Provided data —
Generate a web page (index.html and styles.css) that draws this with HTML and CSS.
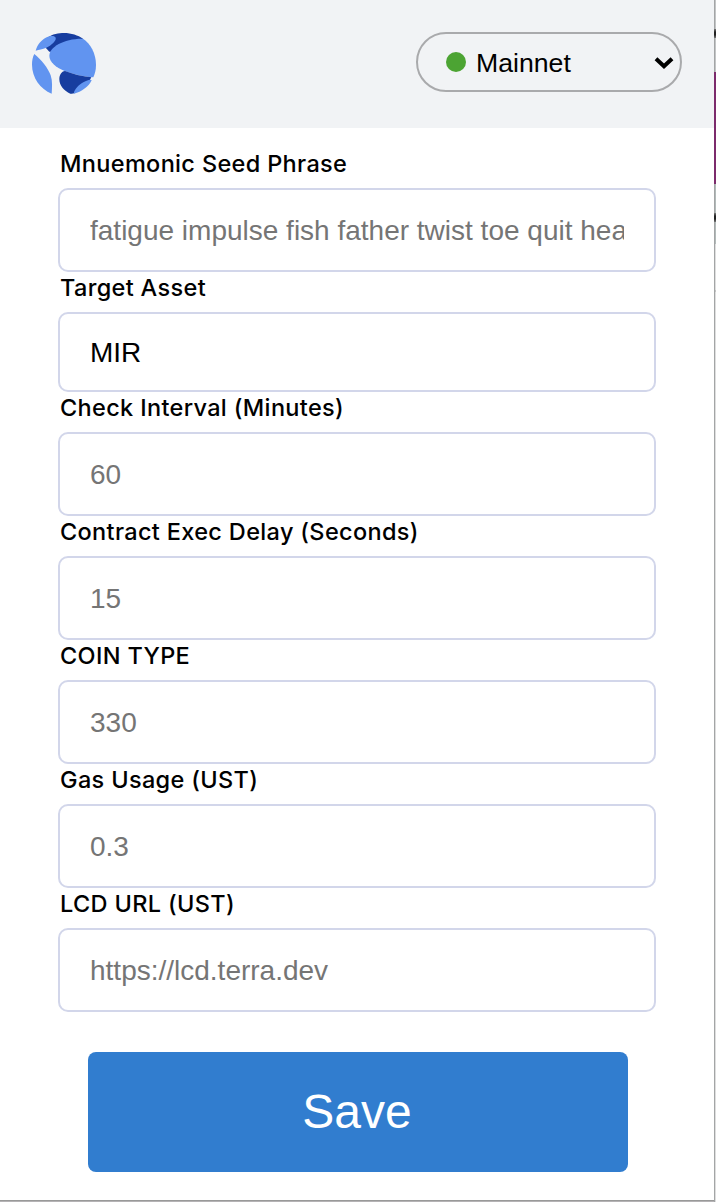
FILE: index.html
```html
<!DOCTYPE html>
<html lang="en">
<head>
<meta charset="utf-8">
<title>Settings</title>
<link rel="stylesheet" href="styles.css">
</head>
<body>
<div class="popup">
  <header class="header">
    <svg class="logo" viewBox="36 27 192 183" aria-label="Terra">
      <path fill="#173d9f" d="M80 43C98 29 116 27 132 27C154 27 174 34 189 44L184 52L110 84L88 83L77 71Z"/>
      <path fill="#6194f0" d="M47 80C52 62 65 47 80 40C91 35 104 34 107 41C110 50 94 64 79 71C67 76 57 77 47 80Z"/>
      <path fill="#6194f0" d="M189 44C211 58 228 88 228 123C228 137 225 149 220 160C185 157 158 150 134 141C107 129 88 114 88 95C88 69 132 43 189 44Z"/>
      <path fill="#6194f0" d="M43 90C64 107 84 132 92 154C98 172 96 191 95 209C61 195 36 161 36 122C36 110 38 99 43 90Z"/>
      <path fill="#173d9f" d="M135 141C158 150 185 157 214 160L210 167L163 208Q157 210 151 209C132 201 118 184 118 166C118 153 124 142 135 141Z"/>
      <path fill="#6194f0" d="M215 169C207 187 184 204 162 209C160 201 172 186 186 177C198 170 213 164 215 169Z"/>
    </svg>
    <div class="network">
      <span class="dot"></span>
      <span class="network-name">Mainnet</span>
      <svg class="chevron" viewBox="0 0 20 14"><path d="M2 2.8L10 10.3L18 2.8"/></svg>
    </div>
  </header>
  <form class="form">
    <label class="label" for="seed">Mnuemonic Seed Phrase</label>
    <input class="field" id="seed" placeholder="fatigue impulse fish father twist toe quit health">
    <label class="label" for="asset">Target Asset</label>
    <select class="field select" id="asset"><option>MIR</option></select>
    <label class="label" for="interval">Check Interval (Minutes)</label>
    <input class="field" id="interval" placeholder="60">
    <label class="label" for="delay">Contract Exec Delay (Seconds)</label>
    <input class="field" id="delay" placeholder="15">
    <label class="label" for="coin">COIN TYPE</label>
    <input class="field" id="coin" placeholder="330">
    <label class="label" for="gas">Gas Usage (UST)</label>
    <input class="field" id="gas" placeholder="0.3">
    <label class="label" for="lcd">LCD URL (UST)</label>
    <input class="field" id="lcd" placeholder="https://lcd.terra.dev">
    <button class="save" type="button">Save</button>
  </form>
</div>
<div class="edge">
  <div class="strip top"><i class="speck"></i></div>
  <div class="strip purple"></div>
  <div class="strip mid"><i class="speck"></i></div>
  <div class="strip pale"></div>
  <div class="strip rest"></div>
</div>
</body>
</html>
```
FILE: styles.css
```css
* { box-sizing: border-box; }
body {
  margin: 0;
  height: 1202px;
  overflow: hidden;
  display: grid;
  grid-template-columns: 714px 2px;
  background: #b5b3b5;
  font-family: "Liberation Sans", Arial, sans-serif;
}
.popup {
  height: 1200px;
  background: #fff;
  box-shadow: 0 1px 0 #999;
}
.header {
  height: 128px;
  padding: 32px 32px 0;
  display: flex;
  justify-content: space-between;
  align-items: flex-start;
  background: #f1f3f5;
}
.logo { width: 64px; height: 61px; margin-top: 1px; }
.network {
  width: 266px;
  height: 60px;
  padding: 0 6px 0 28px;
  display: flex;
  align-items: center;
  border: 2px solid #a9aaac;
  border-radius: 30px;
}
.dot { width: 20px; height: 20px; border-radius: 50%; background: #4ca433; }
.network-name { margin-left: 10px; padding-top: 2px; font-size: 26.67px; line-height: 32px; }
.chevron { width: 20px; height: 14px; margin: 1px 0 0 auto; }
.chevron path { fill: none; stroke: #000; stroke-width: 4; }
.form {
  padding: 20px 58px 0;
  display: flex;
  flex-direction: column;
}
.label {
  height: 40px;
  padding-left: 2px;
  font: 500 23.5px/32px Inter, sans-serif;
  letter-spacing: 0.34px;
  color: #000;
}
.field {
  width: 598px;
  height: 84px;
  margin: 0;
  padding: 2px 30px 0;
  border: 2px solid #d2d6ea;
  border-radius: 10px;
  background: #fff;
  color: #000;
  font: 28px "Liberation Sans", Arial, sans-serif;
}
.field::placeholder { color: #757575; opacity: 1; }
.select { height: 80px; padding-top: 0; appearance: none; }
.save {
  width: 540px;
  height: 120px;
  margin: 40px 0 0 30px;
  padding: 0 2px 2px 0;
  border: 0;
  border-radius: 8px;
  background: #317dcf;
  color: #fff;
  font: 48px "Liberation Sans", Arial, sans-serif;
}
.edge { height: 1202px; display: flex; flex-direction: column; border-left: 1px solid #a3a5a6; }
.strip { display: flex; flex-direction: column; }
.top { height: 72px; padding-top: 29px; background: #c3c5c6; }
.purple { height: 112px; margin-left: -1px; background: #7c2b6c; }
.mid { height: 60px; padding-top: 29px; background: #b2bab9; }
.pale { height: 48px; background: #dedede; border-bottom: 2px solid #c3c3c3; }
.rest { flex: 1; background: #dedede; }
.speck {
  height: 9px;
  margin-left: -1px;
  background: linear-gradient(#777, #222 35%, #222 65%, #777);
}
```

Exercise requirements —
Establish how many lines of the material above hold the word "index". Nothing but the count should be returned.

Exercise solution —
2